Your task is to transcribe, without alteration, the lines from the top of the material below through the line bearing "const ACTION_BUTTON = 'block", inclusive.
---------- Given records
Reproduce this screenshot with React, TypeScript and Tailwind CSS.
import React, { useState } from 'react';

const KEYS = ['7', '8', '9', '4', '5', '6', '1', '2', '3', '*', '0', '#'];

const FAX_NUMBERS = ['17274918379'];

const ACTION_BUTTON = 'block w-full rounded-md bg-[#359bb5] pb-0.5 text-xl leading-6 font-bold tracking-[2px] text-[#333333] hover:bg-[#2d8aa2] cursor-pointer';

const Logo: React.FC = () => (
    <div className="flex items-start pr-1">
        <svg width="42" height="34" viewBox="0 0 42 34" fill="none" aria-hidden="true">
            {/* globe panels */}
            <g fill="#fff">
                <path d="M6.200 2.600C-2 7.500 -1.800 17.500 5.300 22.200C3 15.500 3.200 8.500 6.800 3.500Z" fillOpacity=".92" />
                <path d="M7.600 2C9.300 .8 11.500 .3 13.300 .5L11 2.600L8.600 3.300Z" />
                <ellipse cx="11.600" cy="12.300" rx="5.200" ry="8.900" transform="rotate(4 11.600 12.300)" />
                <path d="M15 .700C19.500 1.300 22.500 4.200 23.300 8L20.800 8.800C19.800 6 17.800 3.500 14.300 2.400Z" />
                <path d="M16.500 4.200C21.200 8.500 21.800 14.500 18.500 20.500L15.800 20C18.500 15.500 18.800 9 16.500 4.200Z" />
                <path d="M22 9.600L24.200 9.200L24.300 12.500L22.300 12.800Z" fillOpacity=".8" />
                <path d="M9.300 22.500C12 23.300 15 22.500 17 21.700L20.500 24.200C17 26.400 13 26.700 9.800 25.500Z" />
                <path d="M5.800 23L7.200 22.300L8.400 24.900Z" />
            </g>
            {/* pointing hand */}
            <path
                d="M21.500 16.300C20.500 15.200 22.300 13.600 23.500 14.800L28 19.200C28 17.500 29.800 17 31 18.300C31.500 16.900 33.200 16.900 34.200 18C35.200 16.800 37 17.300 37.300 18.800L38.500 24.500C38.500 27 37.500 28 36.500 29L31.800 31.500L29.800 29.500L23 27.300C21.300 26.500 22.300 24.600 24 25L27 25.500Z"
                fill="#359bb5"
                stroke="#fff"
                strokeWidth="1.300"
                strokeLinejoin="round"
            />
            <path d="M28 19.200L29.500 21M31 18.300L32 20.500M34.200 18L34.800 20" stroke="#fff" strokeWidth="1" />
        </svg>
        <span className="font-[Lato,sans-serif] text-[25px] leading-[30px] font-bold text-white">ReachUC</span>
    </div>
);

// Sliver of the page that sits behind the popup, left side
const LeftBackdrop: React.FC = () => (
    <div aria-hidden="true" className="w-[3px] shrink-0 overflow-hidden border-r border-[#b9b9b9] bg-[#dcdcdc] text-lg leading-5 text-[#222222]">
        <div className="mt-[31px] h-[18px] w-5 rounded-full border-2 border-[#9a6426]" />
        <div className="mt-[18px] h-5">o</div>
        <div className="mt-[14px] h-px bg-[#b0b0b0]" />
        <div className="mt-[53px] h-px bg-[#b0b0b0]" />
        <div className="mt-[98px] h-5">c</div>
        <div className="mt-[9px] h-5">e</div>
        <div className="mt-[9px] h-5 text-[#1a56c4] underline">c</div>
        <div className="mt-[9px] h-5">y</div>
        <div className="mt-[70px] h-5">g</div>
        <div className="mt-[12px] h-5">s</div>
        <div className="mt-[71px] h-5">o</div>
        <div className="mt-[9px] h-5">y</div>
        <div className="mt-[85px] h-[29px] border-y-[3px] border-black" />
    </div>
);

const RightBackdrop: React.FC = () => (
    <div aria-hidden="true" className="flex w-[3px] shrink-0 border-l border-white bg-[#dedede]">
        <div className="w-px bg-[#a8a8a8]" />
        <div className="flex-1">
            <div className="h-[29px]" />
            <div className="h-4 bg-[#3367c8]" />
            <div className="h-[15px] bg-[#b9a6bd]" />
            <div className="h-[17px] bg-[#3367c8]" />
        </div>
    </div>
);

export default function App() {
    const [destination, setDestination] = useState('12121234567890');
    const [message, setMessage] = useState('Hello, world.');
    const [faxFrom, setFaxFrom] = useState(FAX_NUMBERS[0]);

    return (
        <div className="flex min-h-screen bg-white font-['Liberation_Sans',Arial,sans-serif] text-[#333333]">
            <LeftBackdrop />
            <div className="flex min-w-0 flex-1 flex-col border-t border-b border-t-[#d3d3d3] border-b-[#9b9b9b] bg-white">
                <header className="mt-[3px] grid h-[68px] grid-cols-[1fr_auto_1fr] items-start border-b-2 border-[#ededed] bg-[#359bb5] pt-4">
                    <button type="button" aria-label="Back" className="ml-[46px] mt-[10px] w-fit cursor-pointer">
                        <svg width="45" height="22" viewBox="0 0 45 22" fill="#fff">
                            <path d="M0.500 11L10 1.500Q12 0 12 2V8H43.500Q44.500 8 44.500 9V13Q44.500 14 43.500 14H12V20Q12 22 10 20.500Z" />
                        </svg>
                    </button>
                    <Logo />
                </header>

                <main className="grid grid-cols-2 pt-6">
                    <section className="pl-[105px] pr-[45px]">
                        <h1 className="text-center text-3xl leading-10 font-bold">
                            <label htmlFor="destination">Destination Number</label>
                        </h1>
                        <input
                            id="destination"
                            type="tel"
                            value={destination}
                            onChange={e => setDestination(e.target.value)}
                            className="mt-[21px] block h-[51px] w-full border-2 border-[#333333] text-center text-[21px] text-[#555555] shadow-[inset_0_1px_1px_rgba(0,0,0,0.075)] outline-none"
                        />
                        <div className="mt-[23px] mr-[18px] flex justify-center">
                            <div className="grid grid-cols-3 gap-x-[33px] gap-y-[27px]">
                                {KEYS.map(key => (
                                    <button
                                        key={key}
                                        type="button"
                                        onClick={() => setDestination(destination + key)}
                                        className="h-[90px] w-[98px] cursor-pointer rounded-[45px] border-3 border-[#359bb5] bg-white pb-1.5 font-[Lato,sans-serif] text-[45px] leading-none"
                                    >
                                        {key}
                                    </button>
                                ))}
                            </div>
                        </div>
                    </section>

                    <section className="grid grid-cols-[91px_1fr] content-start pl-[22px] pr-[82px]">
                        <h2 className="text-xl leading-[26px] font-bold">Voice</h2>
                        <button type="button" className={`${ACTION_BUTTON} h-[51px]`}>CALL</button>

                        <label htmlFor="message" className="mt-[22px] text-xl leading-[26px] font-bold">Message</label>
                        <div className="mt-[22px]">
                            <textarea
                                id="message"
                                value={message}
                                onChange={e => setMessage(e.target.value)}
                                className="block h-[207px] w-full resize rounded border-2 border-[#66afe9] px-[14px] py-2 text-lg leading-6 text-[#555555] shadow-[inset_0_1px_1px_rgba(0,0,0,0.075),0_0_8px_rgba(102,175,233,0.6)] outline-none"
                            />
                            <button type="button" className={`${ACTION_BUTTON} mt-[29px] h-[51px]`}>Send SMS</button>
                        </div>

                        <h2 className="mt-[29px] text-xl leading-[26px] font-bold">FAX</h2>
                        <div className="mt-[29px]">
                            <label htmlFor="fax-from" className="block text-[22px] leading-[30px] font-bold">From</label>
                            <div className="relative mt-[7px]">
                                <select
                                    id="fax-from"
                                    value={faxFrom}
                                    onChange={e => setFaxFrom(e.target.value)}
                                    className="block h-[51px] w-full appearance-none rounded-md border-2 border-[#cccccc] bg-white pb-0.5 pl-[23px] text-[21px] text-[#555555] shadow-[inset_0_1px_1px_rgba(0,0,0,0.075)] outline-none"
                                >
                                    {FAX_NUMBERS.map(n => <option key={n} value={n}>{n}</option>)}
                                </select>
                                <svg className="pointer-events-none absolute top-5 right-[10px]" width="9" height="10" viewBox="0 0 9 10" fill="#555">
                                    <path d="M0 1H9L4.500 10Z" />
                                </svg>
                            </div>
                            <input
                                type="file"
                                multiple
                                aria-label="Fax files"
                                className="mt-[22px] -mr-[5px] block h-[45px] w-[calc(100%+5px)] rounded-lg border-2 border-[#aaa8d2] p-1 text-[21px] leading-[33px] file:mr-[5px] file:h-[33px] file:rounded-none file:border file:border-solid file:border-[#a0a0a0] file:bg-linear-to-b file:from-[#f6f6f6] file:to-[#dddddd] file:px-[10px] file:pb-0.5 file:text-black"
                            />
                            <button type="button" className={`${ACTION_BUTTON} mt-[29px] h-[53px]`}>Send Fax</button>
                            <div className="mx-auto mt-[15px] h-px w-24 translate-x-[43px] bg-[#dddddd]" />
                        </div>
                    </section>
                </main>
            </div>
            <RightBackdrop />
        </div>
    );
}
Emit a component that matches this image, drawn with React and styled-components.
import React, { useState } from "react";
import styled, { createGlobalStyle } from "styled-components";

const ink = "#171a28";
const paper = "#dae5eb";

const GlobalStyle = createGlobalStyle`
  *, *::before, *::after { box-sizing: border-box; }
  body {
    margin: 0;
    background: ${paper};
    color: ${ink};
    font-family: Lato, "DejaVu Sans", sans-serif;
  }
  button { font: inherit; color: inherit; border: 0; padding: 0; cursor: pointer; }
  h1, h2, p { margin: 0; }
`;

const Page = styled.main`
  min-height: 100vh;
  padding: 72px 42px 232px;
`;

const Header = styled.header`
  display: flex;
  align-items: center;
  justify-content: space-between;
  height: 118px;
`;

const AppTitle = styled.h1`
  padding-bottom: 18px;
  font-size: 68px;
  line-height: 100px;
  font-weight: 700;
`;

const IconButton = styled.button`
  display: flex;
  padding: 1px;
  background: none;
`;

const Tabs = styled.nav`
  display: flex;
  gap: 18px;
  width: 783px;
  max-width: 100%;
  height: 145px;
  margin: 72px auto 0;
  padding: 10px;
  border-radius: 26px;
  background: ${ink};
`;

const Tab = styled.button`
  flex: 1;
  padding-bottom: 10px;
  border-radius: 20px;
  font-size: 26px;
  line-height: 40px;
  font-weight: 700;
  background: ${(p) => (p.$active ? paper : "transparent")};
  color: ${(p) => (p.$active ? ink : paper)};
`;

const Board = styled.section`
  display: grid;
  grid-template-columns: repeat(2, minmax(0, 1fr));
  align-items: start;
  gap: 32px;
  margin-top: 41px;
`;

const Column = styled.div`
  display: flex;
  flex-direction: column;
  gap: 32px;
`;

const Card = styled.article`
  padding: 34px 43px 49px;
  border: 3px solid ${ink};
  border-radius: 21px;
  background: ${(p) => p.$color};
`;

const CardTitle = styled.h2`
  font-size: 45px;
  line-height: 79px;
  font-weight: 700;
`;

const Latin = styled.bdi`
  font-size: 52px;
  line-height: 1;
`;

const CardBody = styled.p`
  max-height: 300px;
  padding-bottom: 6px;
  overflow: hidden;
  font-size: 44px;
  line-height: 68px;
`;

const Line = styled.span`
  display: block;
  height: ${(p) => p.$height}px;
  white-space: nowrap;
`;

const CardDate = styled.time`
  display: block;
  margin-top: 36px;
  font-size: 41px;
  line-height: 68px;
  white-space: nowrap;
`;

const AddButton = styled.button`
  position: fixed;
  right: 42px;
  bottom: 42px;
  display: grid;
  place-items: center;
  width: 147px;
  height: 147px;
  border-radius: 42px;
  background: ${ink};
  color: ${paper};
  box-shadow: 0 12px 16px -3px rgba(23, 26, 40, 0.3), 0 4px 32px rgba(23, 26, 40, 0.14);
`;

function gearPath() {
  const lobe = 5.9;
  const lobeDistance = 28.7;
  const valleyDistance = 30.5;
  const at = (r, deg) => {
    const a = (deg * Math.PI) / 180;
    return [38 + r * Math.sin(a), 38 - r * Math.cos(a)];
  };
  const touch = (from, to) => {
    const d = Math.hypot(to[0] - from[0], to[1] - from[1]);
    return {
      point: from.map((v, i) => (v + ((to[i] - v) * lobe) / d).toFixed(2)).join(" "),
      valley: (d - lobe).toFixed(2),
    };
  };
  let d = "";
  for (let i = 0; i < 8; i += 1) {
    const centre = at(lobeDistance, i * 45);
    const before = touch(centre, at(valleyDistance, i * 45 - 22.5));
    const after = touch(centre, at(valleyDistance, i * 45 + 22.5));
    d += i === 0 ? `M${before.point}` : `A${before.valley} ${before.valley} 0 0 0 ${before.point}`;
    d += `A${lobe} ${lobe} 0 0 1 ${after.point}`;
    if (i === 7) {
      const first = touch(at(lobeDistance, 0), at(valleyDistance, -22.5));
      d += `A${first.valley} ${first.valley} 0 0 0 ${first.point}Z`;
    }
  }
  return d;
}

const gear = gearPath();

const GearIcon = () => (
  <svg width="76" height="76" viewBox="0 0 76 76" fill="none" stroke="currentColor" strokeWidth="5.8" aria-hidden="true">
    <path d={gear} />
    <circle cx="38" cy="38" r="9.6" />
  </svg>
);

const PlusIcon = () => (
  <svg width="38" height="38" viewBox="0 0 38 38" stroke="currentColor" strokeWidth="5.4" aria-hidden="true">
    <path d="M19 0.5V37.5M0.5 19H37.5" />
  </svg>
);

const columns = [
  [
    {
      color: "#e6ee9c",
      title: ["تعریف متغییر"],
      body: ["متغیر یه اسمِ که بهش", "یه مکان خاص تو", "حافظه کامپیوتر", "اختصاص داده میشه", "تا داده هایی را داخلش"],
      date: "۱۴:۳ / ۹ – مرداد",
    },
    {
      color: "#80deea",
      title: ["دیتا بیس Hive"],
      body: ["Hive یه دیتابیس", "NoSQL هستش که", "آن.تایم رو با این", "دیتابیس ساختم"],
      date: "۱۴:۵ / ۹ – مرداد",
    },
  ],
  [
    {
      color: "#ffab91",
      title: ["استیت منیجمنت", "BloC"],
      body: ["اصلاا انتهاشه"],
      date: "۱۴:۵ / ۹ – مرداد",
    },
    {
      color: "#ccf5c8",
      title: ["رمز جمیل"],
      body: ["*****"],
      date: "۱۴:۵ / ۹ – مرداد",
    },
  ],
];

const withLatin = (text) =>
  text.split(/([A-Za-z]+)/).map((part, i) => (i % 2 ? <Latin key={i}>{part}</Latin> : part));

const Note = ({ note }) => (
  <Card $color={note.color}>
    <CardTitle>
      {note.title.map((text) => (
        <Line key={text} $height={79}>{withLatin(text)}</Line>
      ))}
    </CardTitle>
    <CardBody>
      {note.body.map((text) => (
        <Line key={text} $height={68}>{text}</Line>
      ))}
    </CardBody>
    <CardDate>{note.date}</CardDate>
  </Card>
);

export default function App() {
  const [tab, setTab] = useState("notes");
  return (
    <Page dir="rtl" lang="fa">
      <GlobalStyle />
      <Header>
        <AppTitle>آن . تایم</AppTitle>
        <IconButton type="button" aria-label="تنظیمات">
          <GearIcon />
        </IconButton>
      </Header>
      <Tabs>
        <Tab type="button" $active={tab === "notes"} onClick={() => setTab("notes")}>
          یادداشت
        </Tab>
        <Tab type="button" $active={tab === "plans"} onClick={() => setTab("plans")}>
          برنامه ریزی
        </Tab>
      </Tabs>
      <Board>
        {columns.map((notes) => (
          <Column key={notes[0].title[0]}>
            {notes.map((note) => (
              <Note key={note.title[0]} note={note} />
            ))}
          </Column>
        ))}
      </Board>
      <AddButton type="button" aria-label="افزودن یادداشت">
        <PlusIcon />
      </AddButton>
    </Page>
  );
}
--------------------
• [Exercise output]:
Reproduce this screenshot with React, TypeScript and Tailwind CSS.
import React, { useState } from 'react';

const KEYS = ['7', '8', '9', '4', '5', '6', '1', '2', '3', '*', '0', '#'];

const FAX_NUMBERS = ['17274918379'];

const ACTION_BUTTON = 'block w-full rounded-md bg-[#359bb5] pb-0.5 text-xl leading-6 font-bold tracking-[2px] text-[#333333] hover:bg-[#2d8aa2] cursor-pointer';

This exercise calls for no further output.